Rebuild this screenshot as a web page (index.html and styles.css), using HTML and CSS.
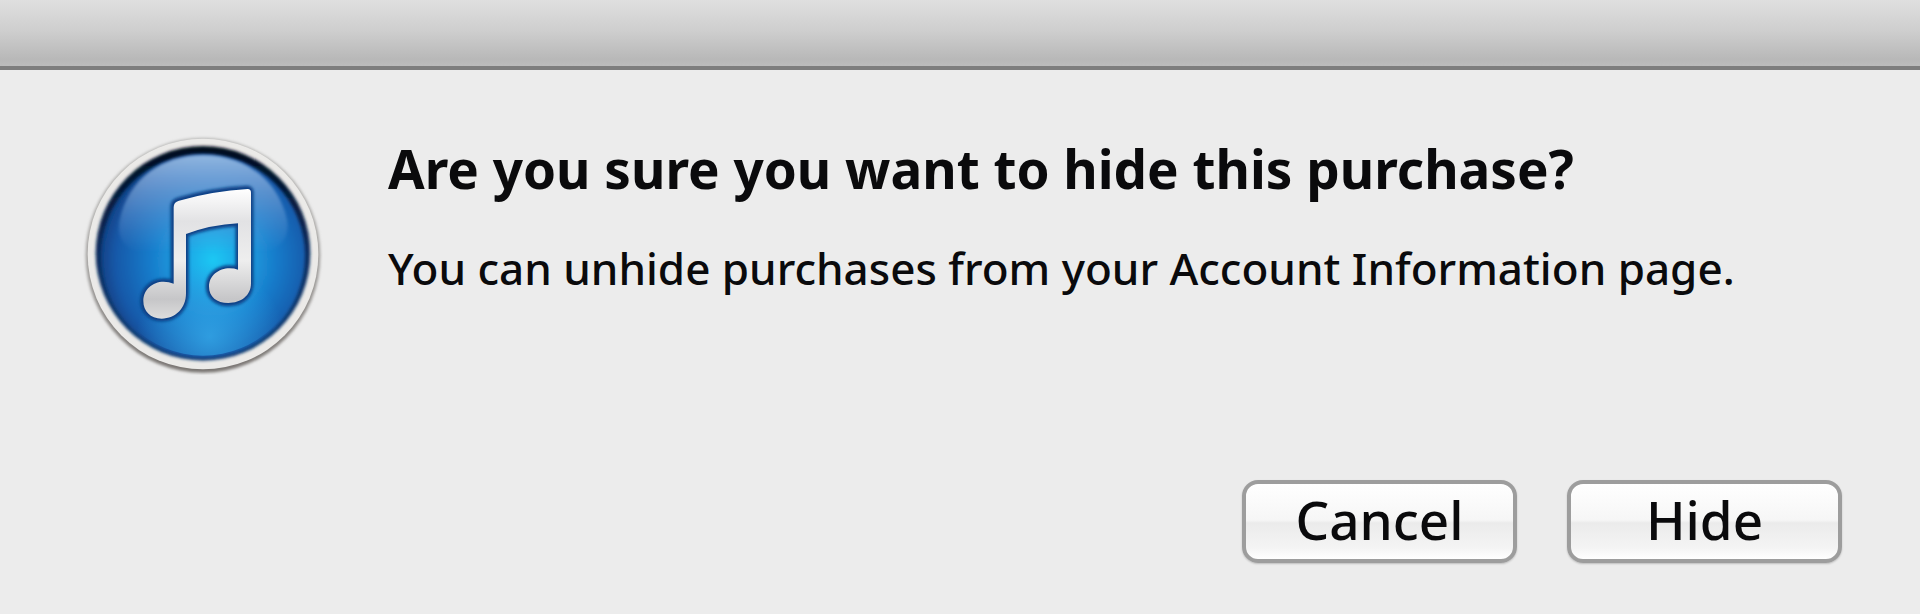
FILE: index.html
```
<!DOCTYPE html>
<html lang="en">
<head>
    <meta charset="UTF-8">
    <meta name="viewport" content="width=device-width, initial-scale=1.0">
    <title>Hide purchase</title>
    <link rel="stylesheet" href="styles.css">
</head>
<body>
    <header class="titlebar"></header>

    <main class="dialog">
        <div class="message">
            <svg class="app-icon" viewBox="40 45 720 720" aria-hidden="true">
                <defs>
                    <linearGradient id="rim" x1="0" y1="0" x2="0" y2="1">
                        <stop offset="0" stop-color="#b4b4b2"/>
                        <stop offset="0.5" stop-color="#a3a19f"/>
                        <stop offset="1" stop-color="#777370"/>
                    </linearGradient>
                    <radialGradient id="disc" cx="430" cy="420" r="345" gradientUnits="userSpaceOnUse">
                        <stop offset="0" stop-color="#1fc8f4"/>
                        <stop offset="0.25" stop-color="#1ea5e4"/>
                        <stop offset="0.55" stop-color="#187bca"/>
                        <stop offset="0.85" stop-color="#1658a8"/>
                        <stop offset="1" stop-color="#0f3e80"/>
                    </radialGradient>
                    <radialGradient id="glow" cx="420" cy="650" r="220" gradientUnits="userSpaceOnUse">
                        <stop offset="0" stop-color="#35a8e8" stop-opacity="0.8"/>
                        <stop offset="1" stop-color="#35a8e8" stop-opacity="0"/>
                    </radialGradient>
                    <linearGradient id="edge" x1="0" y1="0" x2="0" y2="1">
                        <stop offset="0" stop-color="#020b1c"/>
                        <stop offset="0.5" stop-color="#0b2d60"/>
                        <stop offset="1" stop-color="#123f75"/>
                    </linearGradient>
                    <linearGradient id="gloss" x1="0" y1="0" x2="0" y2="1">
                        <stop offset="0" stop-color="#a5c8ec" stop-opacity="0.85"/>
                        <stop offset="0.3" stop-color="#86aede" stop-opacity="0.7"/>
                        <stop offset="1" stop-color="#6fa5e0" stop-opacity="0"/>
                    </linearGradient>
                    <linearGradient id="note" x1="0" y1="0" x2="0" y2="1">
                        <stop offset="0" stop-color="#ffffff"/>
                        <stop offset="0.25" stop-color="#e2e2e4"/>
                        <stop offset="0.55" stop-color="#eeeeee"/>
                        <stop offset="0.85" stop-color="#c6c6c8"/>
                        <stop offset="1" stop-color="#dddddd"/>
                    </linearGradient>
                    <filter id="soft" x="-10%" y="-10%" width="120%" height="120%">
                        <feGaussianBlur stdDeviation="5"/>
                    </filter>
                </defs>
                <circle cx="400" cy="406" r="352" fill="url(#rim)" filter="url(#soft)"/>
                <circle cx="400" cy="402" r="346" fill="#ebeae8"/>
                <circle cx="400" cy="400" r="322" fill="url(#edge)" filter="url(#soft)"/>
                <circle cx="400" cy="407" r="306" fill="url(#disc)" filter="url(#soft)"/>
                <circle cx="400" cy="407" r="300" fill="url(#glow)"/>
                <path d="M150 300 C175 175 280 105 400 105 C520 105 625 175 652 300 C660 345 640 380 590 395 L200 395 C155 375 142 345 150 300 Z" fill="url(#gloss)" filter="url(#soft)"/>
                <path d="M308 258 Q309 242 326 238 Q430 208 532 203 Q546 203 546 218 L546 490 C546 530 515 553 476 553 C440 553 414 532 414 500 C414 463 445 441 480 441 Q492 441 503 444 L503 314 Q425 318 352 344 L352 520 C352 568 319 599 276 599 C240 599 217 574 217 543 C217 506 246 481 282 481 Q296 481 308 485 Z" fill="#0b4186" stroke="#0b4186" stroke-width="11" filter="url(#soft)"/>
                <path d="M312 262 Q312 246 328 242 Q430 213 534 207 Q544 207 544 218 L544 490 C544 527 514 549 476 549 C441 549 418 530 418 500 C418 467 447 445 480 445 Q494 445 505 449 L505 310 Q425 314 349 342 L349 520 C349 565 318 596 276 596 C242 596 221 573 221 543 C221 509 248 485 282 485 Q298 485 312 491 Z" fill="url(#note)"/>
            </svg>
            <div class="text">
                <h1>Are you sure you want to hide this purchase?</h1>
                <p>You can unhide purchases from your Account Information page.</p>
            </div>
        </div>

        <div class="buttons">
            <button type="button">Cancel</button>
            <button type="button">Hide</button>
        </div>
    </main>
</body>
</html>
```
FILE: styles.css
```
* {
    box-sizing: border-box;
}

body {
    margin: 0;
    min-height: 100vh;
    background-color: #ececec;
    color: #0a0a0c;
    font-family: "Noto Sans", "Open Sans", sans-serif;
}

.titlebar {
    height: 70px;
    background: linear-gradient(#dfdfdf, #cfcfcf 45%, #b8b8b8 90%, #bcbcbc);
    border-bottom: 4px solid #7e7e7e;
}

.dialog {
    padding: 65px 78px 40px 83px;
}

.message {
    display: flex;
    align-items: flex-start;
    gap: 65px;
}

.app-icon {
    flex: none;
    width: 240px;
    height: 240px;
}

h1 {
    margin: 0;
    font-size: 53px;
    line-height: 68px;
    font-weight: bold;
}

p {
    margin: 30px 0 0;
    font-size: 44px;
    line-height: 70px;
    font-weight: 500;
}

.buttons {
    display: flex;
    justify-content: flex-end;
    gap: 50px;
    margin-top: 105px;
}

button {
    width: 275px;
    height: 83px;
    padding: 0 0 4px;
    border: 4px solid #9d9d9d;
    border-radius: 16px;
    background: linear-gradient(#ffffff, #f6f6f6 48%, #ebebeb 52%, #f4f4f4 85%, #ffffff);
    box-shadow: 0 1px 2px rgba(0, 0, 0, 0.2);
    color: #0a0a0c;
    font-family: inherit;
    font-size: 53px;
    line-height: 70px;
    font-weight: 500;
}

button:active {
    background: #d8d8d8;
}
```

= = =

### Task description
Return, from the data, each line that has the word "styles" in it.

### Problem solution
Rebuild this screenshot as a web page (index.html and styles.css), using HTML and CSS.
    <link rel="stylesheet" href="styles.css">
FILE: styles.css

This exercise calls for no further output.